Category is growing 12%. Modern trade penetration is up. Consumer confidence is recovering. The sales deck gets updated. Leadership feels informed. The forecast goes out with more confidence than it has earned.

And somewhere in the field, a rep missed 4 outlets on Tuesday. The same 4 they missed last Tuesday. And the Tuesday before that.

Nobody noticed. The macro looked fine.


The Gap Nobody Is Looking At

This is the break I have watched play out across FMCG distribution networks in Pakistan and the Gulf, across telecom sales teams running hundreds of reps, across any field operation big enough to feel like a system but too fragmented for anyone to see clearly.

The macro data is clean, organized, presented well. The micro data is messy, unglamorous, and buried in a sheet nobody opens unless something has already gone wrong.

Macro trends answer the question: is the opportunity real. Micro trends answer the question: are we capturing it.

Most sales organizations are very good at the first question and almost completely blind to the second.


What The Micro Actually Looks Like

The micro is not complicated data.

It is the rep who always hits Monday numbers and disappears Wednesday afternoon. It is the outlet that gets visited but never converts. It is the strike rate that has been quietly falling for 6 weeks in a region that is still showing green on the dashboard because the revenue target is being met by 3 high performing accounts carrying everyone else.

It is the call that got logged but the order that never came.

It is the coverage map that looks complete until you ask what happened between 1pm and 4pm on any given Thursday.

None of this shows up in the trend report.

The macro trend will tell you the market grew. The micro data will tell you your team was not in the market during the hours that mattered.


Why Nobody Fixes It

Here is what makes this hard to address.

Macro data is easy to present.
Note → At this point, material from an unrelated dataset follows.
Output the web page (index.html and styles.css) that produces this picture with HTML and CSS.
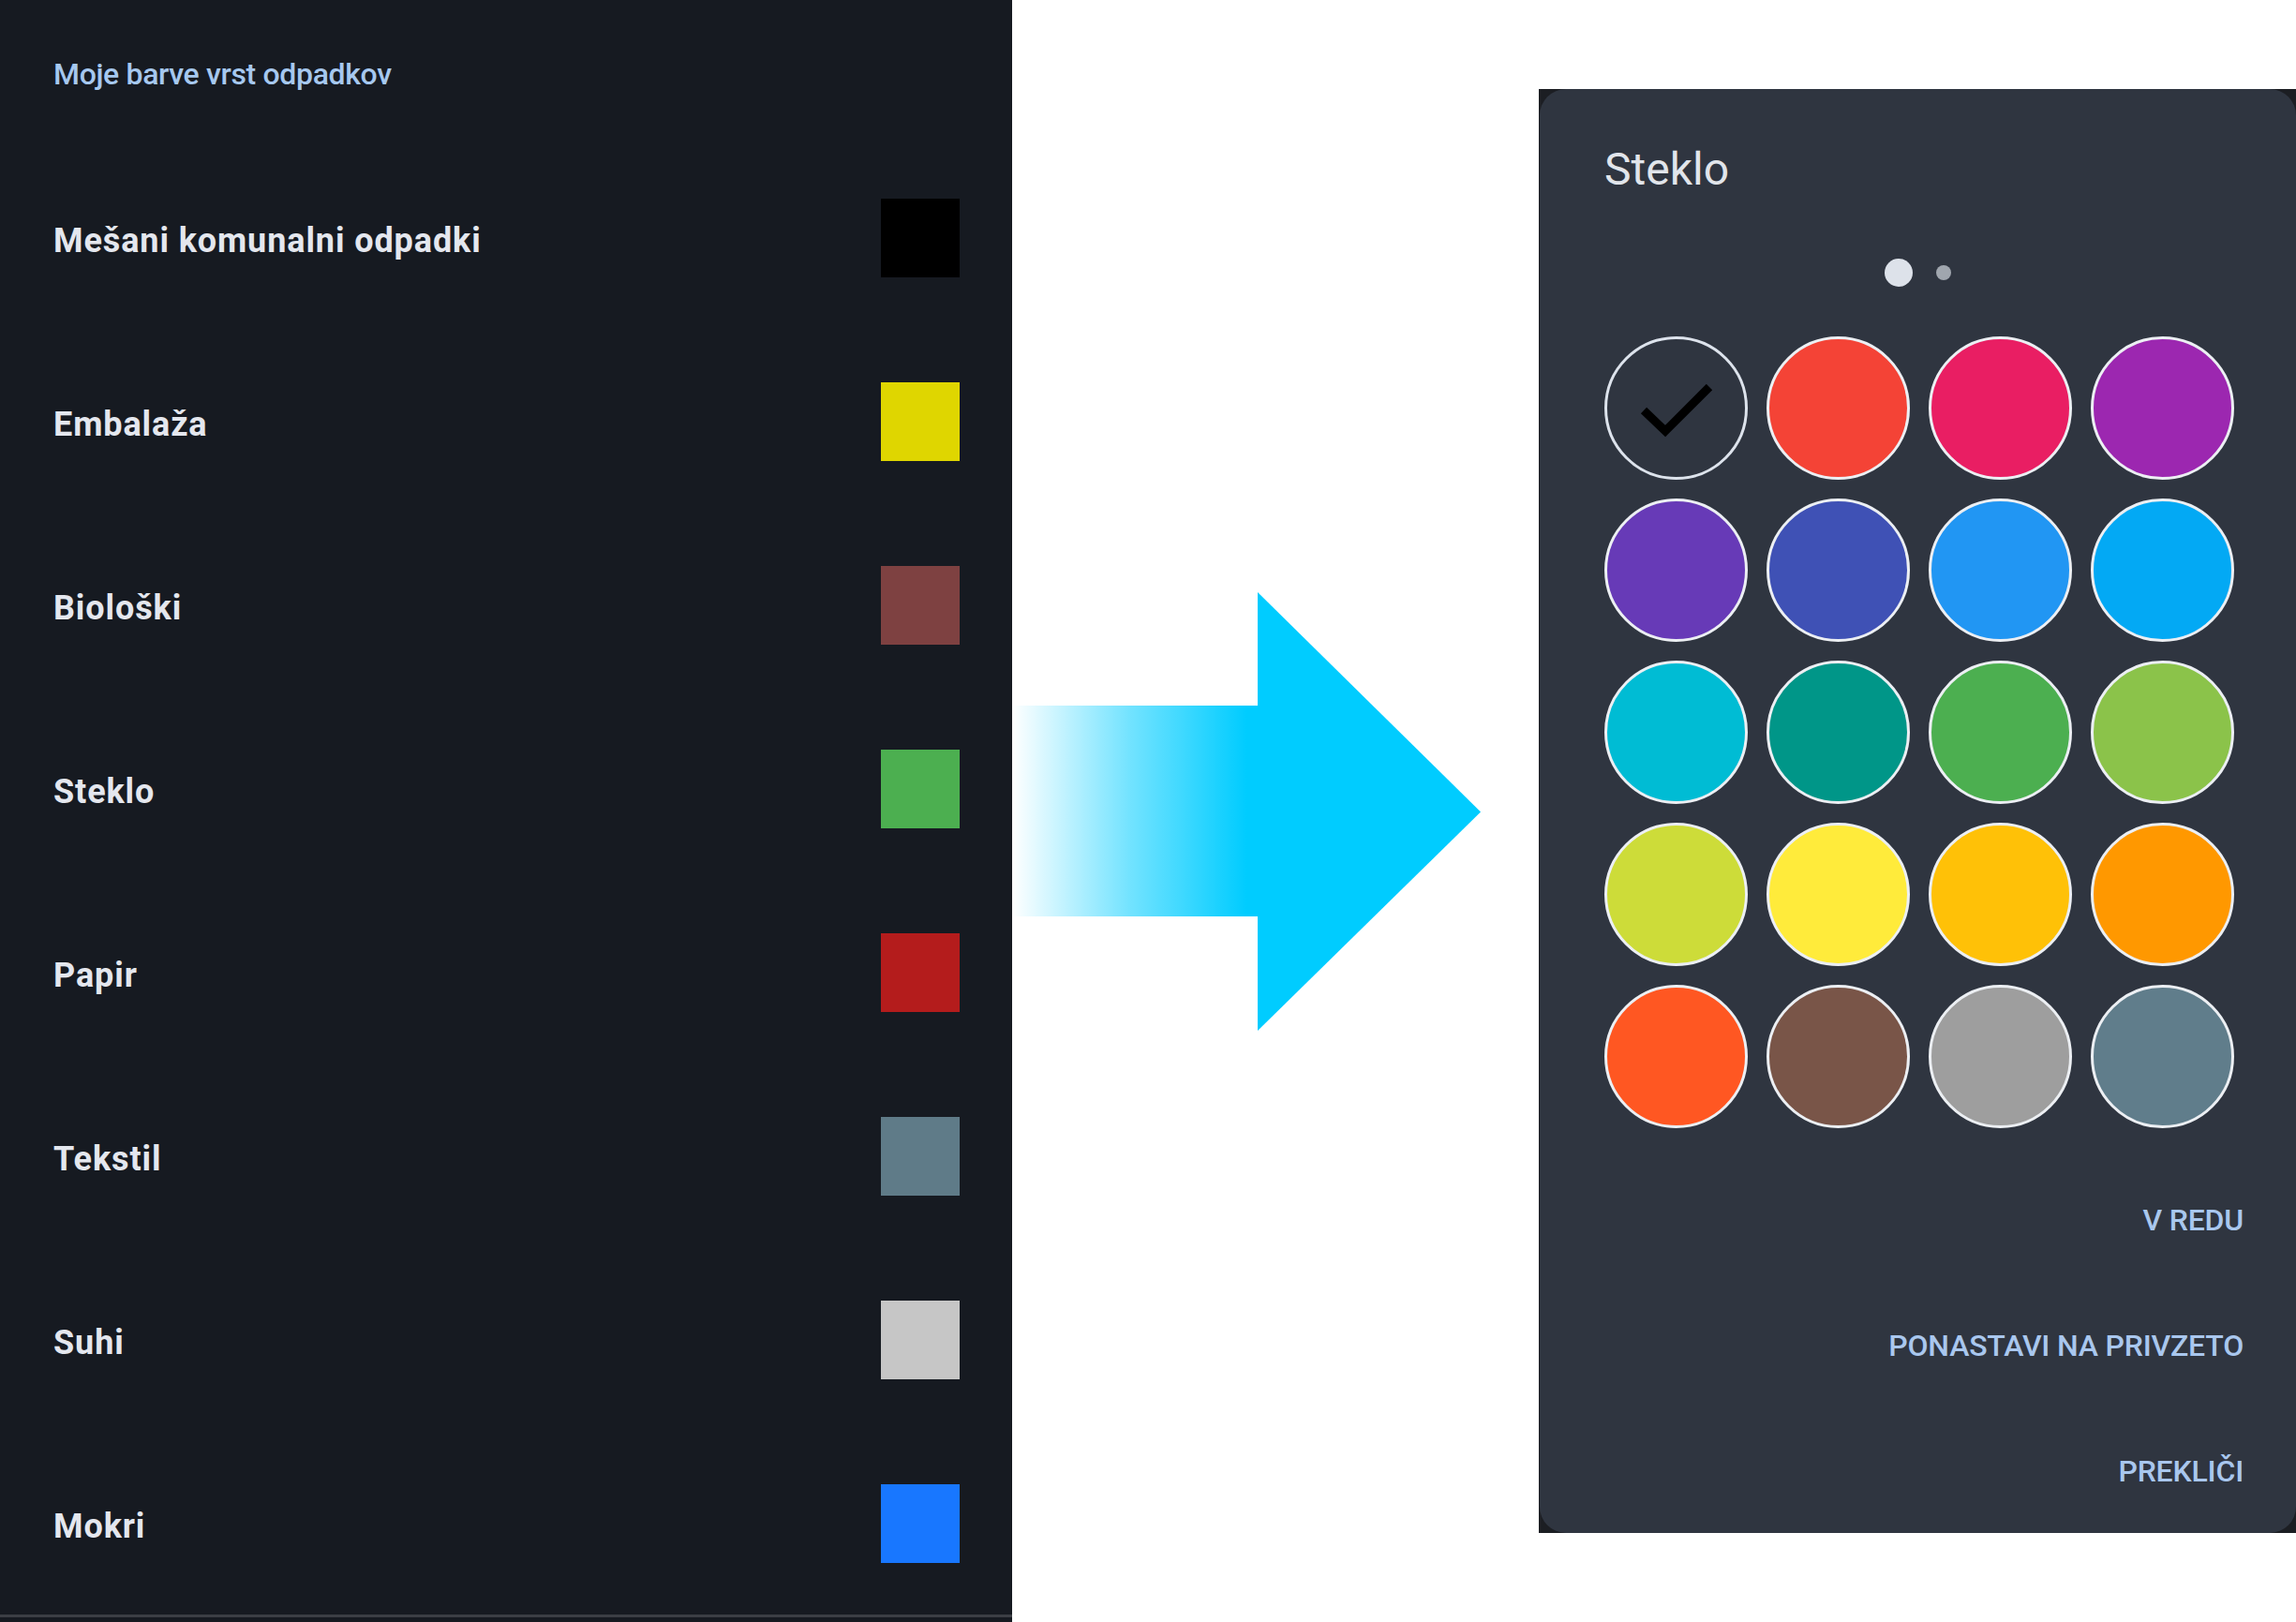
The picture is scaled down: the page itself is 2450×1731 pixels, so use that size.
FILE: index.html
```html
<!DOCTYPE html>
<html lang="sl">
<head>
<meta charset="utf-8">
<title>Moje barve vrst odpadkov</title>
<link rel="stylesheet" href="styles.css">
</head>
<body>
<div class="page">
  <section class="settings">
    <h2 class="settings-title">Moje barve vrst odpadkov</h2>
    <ul class="waste-list">
      <li class="waste-row"><span class="waste-name">Mešani komunalni odpadki</span><span class="swatch sw-black"></span></li>
      <li class="waste-row"><span class="waste-name">Embalaža</span><span class="swatch sw-yellow"></span></li>
      <li class="waste-row"><span class="waste-name">Biološki</span><span class="swatch sw-brown"></span></li>
      <li class="waste-row"><span class="waste-name">Steklo</span><span class="swatch sw-green"></span></li>
      <li class="waste-row"><span class="waste-name">Papir</span><span class="swatch sw-red"></span></li>
      <li class="waste-row"><span class="waste-name">Tekstil</span><span class="swatch sw-slate"></span></li>
      <li class="waste-row"><span class="waste-name">Suhi</span><span class="swatch sw-grey"></span></li>
      <li class="waste-row"><span class="waste-name">Mokri</span><span class="swatch sw-blue"></span></li>
    </ul>
    <div class="settings-divider"></div>
  </section>

  <div class="arrow-col">
    <svg class="arrow" width="500" height="468" viewBox="0 0 500 468" aria-hidden="true">
      <defs>
        <linearGradient id="fade" gradientUnits="userSpaceOnUse" x1="0" y1="0" x2="250" y2="0">
          <stop offset="0" stop-color="#00ccff" stop-opacity="0"/>
          <stop offset="0.5" stop-color="#00ccff" stop-opacity="0.55"/>
          <stop offset="1" stop-color="#00ccff" stop-opacity="1"/>
        </linearGradient>
      </defs>
      <rect x="0" y="121" width="264" height="225" fill="url(#fade)"/>
      <polygon points="262,0 500,234.5 262,468" fill="#00ccff"/>
    </svg>
  </div>

  <div class="dialog-col">
    <div class="dialog-frame">
      <div class="dialog">
        <h3 class="dialog-title">Steklo</h3>
        <div class="pager">
          <span class="dot dot-active"></span>
          <span class="dot"></span>
        </div>
        <div class="palette">
          <div class="color-circle selected">
            <svg class="check" width="100" height="80" viewBox="0 0 100 80" aria-hidden="true">
              <polyline points="15,28 38,50 85,3" fill="none" stroke="#000" stroke-width="9"/>
            </svg>
          </div>
          <div class="color-circle c-red"></div>
          <div class="color-circle c-pink"></div>
          <div class="color-circle c-purple"></div>
          <div class="color-circle c-deeppurple"></div>
          <div class="color-circle c-indigo"></div>
          <div class="color-circle c-blue"></div>
          <div class="color-circle c-lightblue"></div>
          <div class="color-circle c-cyan"></div>
          <div class="color-circle c-teal"></div>
          <div class="color-circle c-green"></div>
          <div class="color-circle c-lightgreen"></div>
          <div class="color-circle c-lime"></div>
          <div class="color-circle c-yellow"></div>
          <div class="color-circle c-amber"></div>
          <div class="color-circle c-orange"></div>
          <div class="color-circle c-deeporange"></div>
          <div class="color-circle c-brown"></div>
          <div class="color-circle c-grey"></div>
          <div class="color-circle c-bluegrey"></div>
        </div>
        <div class="actions">
          <span class="action">V REDU</span>
          <span class="action">PONASTAVI NA PRIVZETO</span>
          <span class="action">PREKLIČI</span>
        </div>
      </div>
    </div>
  </div>
</div>
</body>
</html>
```

FILE: styles.css
```css
* { box-sizing: border-box; }

html, body {
  margin: 0;
  padding: 0;
  background: #ffffff;
  font-family: Roboto, "Liberation Sans", sans-serif;
}

.page {
  display: flex;
  width: 2450px;
  height: 1731px;
  overflow: hidden;
}

/* ---------- left settings panel ---------- */
.settings {
  width: 1080px;
  height: 1731px;
  flex: none;
  background: #161a21;
  display: flex;
  flex-direction: column;
}

.settings-title {
  margin: 59px 0 0 57px;
  font-size: 32px;
  line-height: 40px;
  font-weight: 500;
  color: #a6c8ef;
  letter-spacing: -0.35px;
}

.waste-list {
  list-style: none;
  margin: 57px 0 0 0;
  padding: 0 56px 0 57px;
}

.waste-row {
  height: 196px;
  display: flex;
  align-items: center;
  justify-content: space-between;
}

.waste-name {
  font-size: 36px;
  font-weight: 700;
  color: #e4e7ee;
  letter-spacing: 0.9px;
  padding-top: 5px;
}

.swatch {
  width: 84px;
  height: 84px;
  flex: none;
}
.sw-black  { background: #000000; }
.sw-yellow { background: #dfd600; }
.sw-brown  { background: #7e4141; }
.sw-green  { background: #4caf50; }
.sw-red    { background: #b41c1c; }
.sw-slate  { background: #5f7b88; }
.sw-grey   { background: #c6c6c6; }
.sw-blue   { background: #1877ff; }

.settings-divider {
  margin-top: -1px;
  height: 3px;
  background: #3b3e44;
}

/* ---------- arrow ---------- */
.arrow-col {
  width: 562px;
  flex: none;
  display: flex;
  align-items: center;
}

.arrow { display: block; }

/* ---------- dialog ---------- */
.dialog-col {
  width: 808px;
  flex: none;
  padding-top: 95px;
}

.dialog-frame {
  background: #1c1e23;
  padding-left: 1px;
}

.dialog {
  background: #2f3540;
  border-radius: 28px;
  padding: 58px 56px 46px 69px;
  display: flex;
  flex-direction: column;
}

.dialog-title {
  margin: 0;
  font-size: 48px;
  line-height: 56px;
  font-weight: 400;
  color: #e1e5eb;
}

.pager {
  margin-top: 67px;
  height: 30px;
  display: flex;
  align-items: center;
  justify-content: center;
  gap: 25px;
  margin-left: -14px;
}

.dot {
  width: 16px;
  height: 16px;
  border-radius: 50%;
  background: #a0a6ae;
}
.dot-active {
  width: 30px;
  height: 30px;
  background: #dde2ea;
}

.palette {
  margin-top: 53px;
  display: grid;
  grid-template-columns: repeat(4, 153px);
  grid-auto-rows: 153px;
  gap: 20px;
}

.color-circle {
  border-radius: 50%;
  border: 3px solid #eceff3;
  display: flex;
  align-items: center;
  justify-content: center;
}
.color-circle.selected { background: transparent; border-color: #dde3ec; }
.check { display: block; margin-top: 28px; }

.c-red        { background: #f44336; }
.c-pink       { background: #e91e63; }
.c-purple     { background: #9c27b0; }
.c-deeppurple { background: #673ab7; }
.c-indigo     { background: #3f51b5; }
.c-blue       { background: #2196f3; }
.c-lightblue  { background: #03a9f4; }
.c-cyan       { background: #00bcd4; }
.c-teal       { background: #009688; }
.c-green      { background: #4caf50; }
.c-lightgreen { background: #8bc34a; }
.c-lime       { background: #cddc39; }
.c-yellow     { background: #ffeb3b; }
.c-amber      { background: #ffc107; }
.c-orange     { background: #ff9800; }
.c-deeporange { background: #ff5722; }
.c-brown      { background: #795548; }
.c-grey       { background: #9e9e9e; }
.c-bluegrey   { background: #607d8b; }

.actions {
  margin-top: 78px;
  display: flex;
  flex-direction: column;
  align-items: flex-end;
  gap: 94px;
}

.action {
  font-size: 32px;
  line-height: 40px;
  font-weight: 500;
  color: #a9c7ee;
  letter-spacing: -0.2px;
}
```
It comes from credible sources, it moves slowly enough to discuss in meetings, and it rarely implicates anyone in the room.

Micro data is personal. It names a rep. It names a day. It names a decision someone made at 2pm when nobody was watching. Surfacing it feels like surveillance to the people it is about and like extra work to the managers who have to look at it.

So it does not get looked at.

I have sat in sales reviews where 45 minutes went to market analysis and 3 minutes went to actual field activity. The market analysis was a PDF from someone else's research. The field activity was a number that had rolled up so many times it had lost any connection to what actually happened that week.

The Two Questions Are Not Equal

Macro and micro are not two sides of the same conversation. They answer completely different questions at completely different points in the decision chain.

Macro Is the category growing. Is the consumer there. Is the timing right.
Micro Did the rep show up. Did the outlet get covered. Did the pitch land. Did the order come through.
The Break Most organizations have a strategy for the first and almost no visibility into the second.

The field is where the gap lives. Not in the market.


The Question That Does Not Get Asked

The market report tells you the door is open.

The micro data tells you whether your team walked through it.

The dashboard tells you revenue is on track.

The micro data tells you which 3 accounts are hiding the fact that it is not.

Every sales operation has both. Most only look at one.

The one they look at is the one that is easier to present, harder to act on, and further from the decisions that still matter today.


The macro tells you where the market is going. The micro tells you whether your team showed up.